Accordingly, the proposed rule is similar to current FINRA Rule 3310 (Anti-Money Laundering Compliance Program); however, the proposed rule contemplates that all funding portals will be eligible to conduct the required independent testing for compliance every two years.
Proposed Funding Portal Rule 300(c) requires funding portal members to report to FINRA (and the obligations of such members’ associated persons to report to the member) regulatory proceedings, disciplinary and other events. The rule is largely based on current FINRA Rule 4530 (Reporting Requirements). Funding portal members would use the Funding Portal Rule 300(c) Form for their reporting requirements pursuant to the rule.
Based in large part on current NASD Rule 1160 (Contact Information Requirements), proposed Funding Portal Rule 300(d) requires funding portal members to report to FINRA all contact information required by FINRA through such means as FINRA may specify and to promptly update their required contact information.
Investigations and Sanctions (Funding Portal Rule 800)
Under proposed Funding Portal Rule 800(a), funding portal members will be subject to the FINRA Rule 8000 Series (Investigations and Sanctions), unless the context requires otherwise. Paragraph (b) of the proposed rule includes a streamlined version of FINRA Rule 8312 (FINRA BrokerCheck Disclosure). The rule provides that FINRA shall make available to the public information filed by a funding portal member that is currently or was previously registered with FINRA, and that, except as otherwise provided by the rule, FINRA shall make available any information reported on the funding portal’s most recently filed SEC registration forms.
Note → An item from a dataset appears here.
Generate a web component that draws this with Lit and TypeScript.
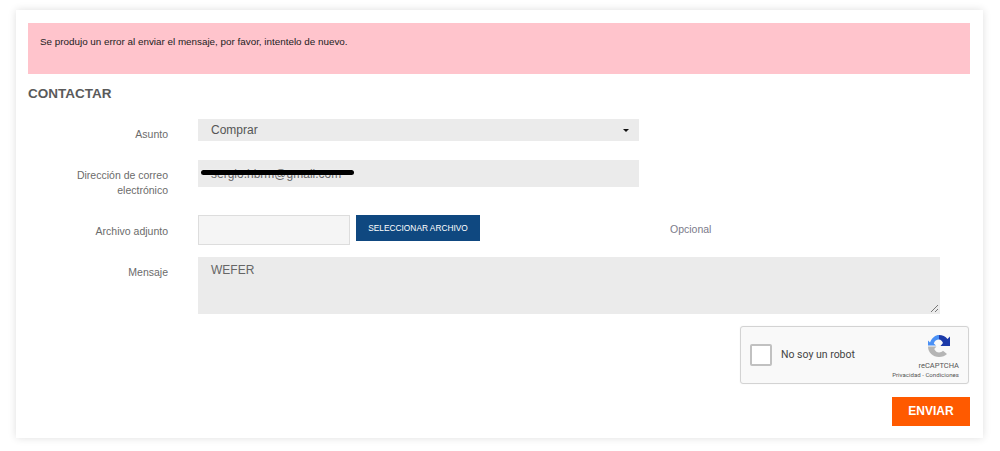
import { LitElement, html, css } from "lit";
import { customElement } from "lit/decorators.js";

@customElement("app-root")
export class AppRoot extends LitElement {
  static styles = css`
    :host { display: block; height: 451px; background: #fff; font-family: "Liberation Sans", Arial, sans-serif; overflow: hidden; }
    * { box-sizing: border-box; }
    .page { padding: 10px 17px 0 16px; }
    .card { height: 428px; padding: 13px 13px 0 12px; background: #fff; box-shadow: 0 0 8px rgba(0,0,0,.13); }
    .alert { height: 51px; background: #ffc4cc; color: #222; font-size: 9.85px; line-height: 12px; padding: 13px 12px; }
    h1 { margin: 12px 0 0; font-size: 13.5px; line-height: 16px; font-weight: 700; color: #5a5a5a; height: 16px; }
    .row { display: grid; grid-template-columns: 140px 1fr; column-gap: 30px; font-size: 10.5px; color: #6b6b6b; }
    .row label { text-align: right; line-height: 16px; }
    .r1 { margin-top: 17px; height: 22px; }
    .r1 label { padding-top: 7px; }
    .r2 { margin-top: 19px; height: 38px; }
    .r2 label { padding-top: 8px; line-height: 15px; }
    .r3 { margin-top: 17px; height: 30px; }
    .r3 label { padding-top: 8px; }
    .r4 { margin-top: 12px; height: 57px; }
    .r4 label { padding-top: 7px; }
    .select { width: 441px; height: 22px; background: #ebebeb; display: flex; align-items: center; justify-content: space-between; padding: 0 10px 0 13px; font-size: 12px; color: #555; }
    .caret { width: 0; height: 0; border-left: 3.5px solid transparent; border-right: 3.5px solid transparent; border-top: 3.5px solid #111; }
    .email { position: relative; width: 441px; height: 27px; background: #ebebeb; padding: 7px 13px; font-size: 12px; line-height: 14px; color: #666; }
    .scribble { position: absolute; left: 3px; top: 10px; width: 153px; height: 5px; background: #000; border-radius: 3px; box-shadow: 0 0 1px #fff; }
    .files { display: flex; align-items: flex-start; }
    .file { width: 152px; height: 30px; background: #f5f5f5; border: 1px solid #ddd; }
    .btn { margin-left: 6px; width: 124px; height: 26px; background: #0f4880; color: #fff; font-size: 8.35px; text-align: center; line-height: 26px; }
    .opt { margin-left: 190px; margin-top: 7px; line-height: 14px; color: #7b7b8a; font-size: 10.5px; }
    .ta { position: relative; width: 742px; height: 57px; background: #ebebeb; padding: 6px 13px; font-size: 12px; line-height: 14px; color: #666; }
    .grip { position: absolute; right: 1px; bottom: 1px; }
    .cap-wrap { display: flex; justify-content: flex-end; margin-top: 12px; padding-right: 1px; }
    .cap { width: 229px; height: 58px; background: #f9f9f9; border: 1px solid #d3d3d3; border-radius: 3px; display: flex; align-items: center; padding-left: 9px; box-shadow: 0 0 2px rgba(0,0,0,.06); }
    .box { width: 22px; height: 22px; background: #fff; border: 2px solid #c1c1c1; border-radius: 2px; }
    .cap-text { margin-left: 9px; margin-top: -2px; font-family: Roboto, sans-serif; font-size: 10.5px; color: #444; flex: 1; }
    .brand { width: 78px; margin-right: 9px; margin-top: 3px; display: flex; flex-direction: column; align-items: flex-end; }
    .logo { margin-right: 8px; display: block; }
    .rc { font-family: Roboto, sans-serif; font-size: 7.5px; line-height: 9px; color: #555; margin-top: 3px; }
    .links { font-family: Roboto, sans-serif; font-size: 6.1px; line-height: 9px; color: #555; white-space: nowrap; }
    .send-wrap { display: flex; justify-content: flex-end; margin-top: 13px; }
    .send { width: 78px; height: 29px; background: #ff5a00; color: #fff; font-size: 12px; font-weight: 700; text-align: center; line-height: 29px; }
  `;

  render() {
    return html`
      <div class="page">
        <div class="card">
          <div class="alert">Se produjo un error al enviar el mensaje, por favor, intentelo de nuevo.</div>
          <h1>CONTACTAR</h1>
          <div class="row r1">
            <label>Asunto</label>
            <div class="select"><span>Comprar</span><span class="caret"></span></div>
          </div>
          <div class="row r2">
            <label>Dirección de correo electrónico</label>
            <div class="email">sergio.hbrm@gmail.com<span class="scribble"></span></div>
          </div>
          <div class="row r3">
            <label>Archivo adjunto</label>
            <div class="files">
              <div class="file"></div>
              <div class="btn">SELECCIONAR ARCHIVO</div>
              <div class="opt">Opcional</div>
            </div>
          </div>
          <div class="row r4">
            <label>Mensaje</label>
            <div class="ta">WEFER
              <svg class="grip" width="9" height="9" viewBox="0 0 9 9"><path d="M1 8 8 1M5 8 8 5" stroke="#777" stroke-width="1" fill="none"/></svg>
            </div>
          </div>
          <div class="cap-wrap">
            <div class="cap">
              <div class="box"></div>
              <div class="cap-text">No soy un robot</div>
              <div class="brand">
                <svg class="logo" width="24" height="24" viewBox="0 0 24 24">
                  <path d="M1 11.500V6.500L3 8.500C5 3.500 8.500 1 12 1V5.500C9.500 5.500 7.500 7 6.800 9.500L9 11.500Z" fill="#4a90f5"/>
                  <path d="M12 1C15.500 1 18.500 2.500 20.500 5L23 2.500V12H13.500L16 9C15 7 13.800 5.500 12 5.500Z" fill="#1c3aa9"/>
                  <path d="M1 12.500H9.500L7.200 15C8.500 17.500 10 18.500 12 18.500C13.500 18.500 15 18 16 16.800L20 20C18 22 15.500 23 12 23C6 23 1 18.500 1 12.500Z" fill="#b5b5b5"/>
                </svg>
                <div class="rc">reCAPTCHA</div>
                <div class="links">Privacidad - Condiciones</div>
              </div>
            </div>
          </div>
          <div class="send-wrap"><div class="send">ENVIAR</div></div>
        </div>
      </div>
    `;
  }
}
Further, under the rule, FINRA shall make available information filed by a funding portal member indicating whether the funding portal member or any associated person of the funding portal member is subject to a statutory disqualification.
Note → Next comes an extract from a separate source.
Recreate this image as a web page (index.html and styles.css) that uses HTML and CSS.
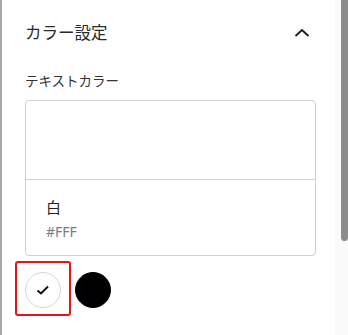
FILE: index.html
```html
<!DOCTYPE html>
<html lang="ja">
<head>
<meta charset="utf-8">
<link rel="stylesheet" href="styles.css">
</head>
<body>
<div class="page">
  <div class="panel">
    <div class="section-head">
      <h2 class="section-title">カラー設定</h2>
      <svg class="chevron" width="16" height="10" viewBox="0 0 16 10"><path d="M1.5 8 L8 2 L14.5 8" fill="none" stroke="#222" stroke-width="2"/></svg>
    </div>
    <div class="field-label">テキストカラー</div>
    <div class="color-box">
      <div class="preview"></div>
      <div class="color-info">
        <div class="color-name">白</div>
        <div class="color-code">#FFF</div>
      </div>
    </div>
    <div class="swatches">
      <button class="swatch swatch-white selected">
        <svg width="14" height="12" viewBox="0 0 14 12"><path d="M1.5 6.5 L5 9.5 L12 2.5" fill="none" stroke="#111" stroke-width="2"/></svg>
      </button>
      <button class="swatch swatch-black"></button>
    </div>
  </div>
  <div class="scroll-track"><div class="scroll-thumb"></div></div>
</div>
</body>
</html>
```
FILE: styles.css
```css
html, body {
  margin: 0;
  padding: 0;
  background: #fff;
}
.page {
  display: flex;
  width: 348px;
  height: 335px;
  overflow: hidden;
  font-family: "Noto Sans CJK JP", "Noto Sans", sans-serif;
  color: #222;
}
.panel {
  width: 291px;
  flex: none;
  border-left: 2px solid #a8a8a8;
  padding: 20px 19px 0 23px;
  box-sizing: content-box;
}
.section-head {
  display: flex;
  align-items: center;
  justify-content: space-between;
  height: 25px;
}
.section-title {
  margin: 0;
  font-size: 16.5px;
  font-weight: 400;
  line-height: 25px;
  color: #2a2a2a;
}
.chevron {
  margin-right: 6px;
  margin-top: 0;
}
.field-label {
  margin-top: 25px;
  font-size: 13.5px;
  line-height: 20px;
  color: #333;
}
.color-box {
  margin-top: 10px;
  width: 289px;
  border: 1px solid #cfcfcf;
  border-radius: 4px;
}
.preview {
  height: 78px;
  border-bottom: 1px solid #cfcfcf;
}
.color-info {
  padding: 17px 20px 14px;
}
.color-name {
  font-size: 15px;
  line-height: 20px;
  color: #222;
}
.color-code {
  margin-top: 6px;
  font-size: 14px;
  line-height: 18px;
  color: #7a7a7a;
  font-family: "Noto Sans", sans-serif;
}
.swatches {
  display: flex;
  gap: 14px;
  margin-top: 16px;
}
.swatch {
  position: relative;
  width: 36px;
  height: 36px;
  border-radius: 50%;
  padding: 0;
  display: flex;
  align-items: center;
  justify-content: center;
  cursor: pointer;
}
.swatch-white {
  background: #fff;
  border: 1px solid #d6d6d6;
}
.swatch-black {
  background: #000;
  border: 1px solid #000;
}
.swatch.selected::before {
  content: "";
  position: absolute;
  left: -11px;
  right: -11px;
  top: -12px;
  bottom: -9px;
  border: 2px solid #e41515;
  border-radius: 3px;
}
.scroll-track {
  flex: 1;
  background: #fafafa;
  display: flex;
  justify-content: flex-end;
}
.scroll-thumb {
  width: 7px;
  height: 241px;
  background: #8c8c8c;
  border-radius: 0 0 4px 4px;
}
```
Code of Procedure (Funding Portal Rule 900)
Under proposed Funding Portal Rule 900(a), funding portal members will be subject to the FINRA Rule 9000 Series (Code of Procedure), unless the context requires otherwise. Paragraph (b) of the proposed rule includes a streamlined version of the current FINRA Rule 9520 Series (Eligibility Proceedings) and sets forth the procedures for a person to become or remain associated with a funding portal member notwithstanding the existence of a statutory disqualification, and for a funding portal member or person associated with a funding portal member to obtain relief from the eligibility or qualification requirements of the FINRA By-Laws or Funding P
Arbitration and Mediation (Funding Portal Rule 1200)
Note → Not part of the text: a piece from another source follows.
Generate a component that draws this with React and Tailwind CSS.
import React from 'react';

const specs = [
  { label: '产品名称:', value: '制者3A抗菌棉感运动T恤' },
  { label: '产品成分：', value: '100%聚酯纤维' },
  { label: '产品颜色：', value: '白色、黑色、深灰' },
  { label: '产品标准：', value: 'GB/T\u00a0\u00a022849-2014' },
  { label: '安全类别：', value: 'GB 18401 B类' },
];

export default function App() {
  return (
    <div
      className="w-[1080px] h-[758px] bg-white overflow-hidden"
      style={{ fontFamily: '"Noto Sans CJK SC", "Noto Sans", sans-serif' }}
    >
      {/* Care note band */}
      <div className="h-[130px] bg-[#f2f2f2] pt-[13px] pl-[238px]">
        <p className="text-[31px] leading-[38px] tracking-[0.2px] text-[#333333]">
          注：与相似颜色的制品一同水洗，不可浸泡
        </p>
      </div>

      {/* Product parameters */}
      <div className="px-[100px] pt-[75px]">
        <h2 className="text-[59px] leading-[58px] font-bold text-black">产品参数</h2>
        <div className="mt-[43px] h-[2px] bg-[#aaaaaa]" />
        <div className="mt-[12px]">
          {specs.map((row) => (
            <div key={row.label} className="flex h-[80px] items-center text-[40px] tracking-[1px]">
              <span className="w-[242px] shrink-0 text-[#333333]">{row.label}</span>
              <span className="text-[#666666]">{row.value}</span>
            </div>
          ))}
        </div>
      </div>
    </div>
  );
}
Under proposed Funding Portal Rule 1200(a), funding portal members will be subject to the FINRA Rule 12000 Series (Code of Arbitration Procedure for Customer Disputes), FINRA Rule 13000 Series (Code of Arbitration Procedure for Industry Disputes) and FINRA Rule 14000 Series (Code of Mediation Procedure), unless the context requires otherwise. Paragraph (b) of the proposed rule addresses the use by funding portal members of predispute arbitration agreements for investor accounts. The rule is a streamlined version of current FINRA Rule 2268 (Requirements When Using Predispute Arbitration Agreements for Customer Agreements).
Request for Comment
FINRA requests comment on all aspects of the proposed rules and related forms, including
● Do the proposed rules appropriately accommodate the scope of funding portal business as provided by the JOBS Act? If not, what other accommodations are appropriate and why?
● Do the proposed rules provide sufficient protections to investors who might use funding portals? If not, what additional protections are warranted and why?
● Is there any segment of the funding portal industry for which the rules will be more burdensome? Are these additional burdens justified by the business engaged in by these funding portals?
● The proposed rules do not impose licensing requirements on associated persons of funding portal members, as they do not appear necessary in light of the limited activities of funding portals. Should there be licensing requirements for associated persons of funding portals? Why or why not?
● Funding Portal Rule 110(b)? Are there financial responsibility or net capital requirements that FINRA should adopt in addition to or in lieu of a fidelity bond requirement? Why or why not?
● As discussed earlier, proposed Funding Portal Rule 300(a) requires funding portal members to establish and maintain supervisory systems. Are there specific supervisory requirements that FINRA should adopt? Why or why not? What potential costs do prospective funding portal members expect in developing and implementing supervisory systems? Similarly, what costs do prospective funding portal members expect would be imposed by compliance with the proposed requirements to develop and implement a written anti-money laundering program as specified under proposed Funding Portal Rule 300(b); and promptly report to FINRA the regulatory proceedings, disciplinary and other events as set forth under proposed Funding Portal Rule 300(c)?
Time will tell whether small companies seeking to raise capital will embrace equity crowdfunding in light of Rule 506(c)’s recent elimination of the prohibition against general solicitation and advertising.
Rule 506 of Regulation D provides an exemption from registration that permits companies to raise an unlimited amount of money from “accredited investors.” As of September 23, 2013, issuers were able to engage in general solicitation and advertising so long a ssells are made only to accredited investors. Accredited investors generally are investors with either (i) a $1M net worth excluding primary residence (but taking into account debt on such residence in excess of the fair market value), or (ii) $200,000 of income for the last two years with the expectation of the same in the current year, or $300,000 with spouse.)
One benefit of offerings made in reliance upon Rule 506 is that if a company sells securities under Rule 506 they are considered “federal covered securities,” meaning state securities regulators cannot impose additional requirements. States are limited to requiring a filing fee and form D.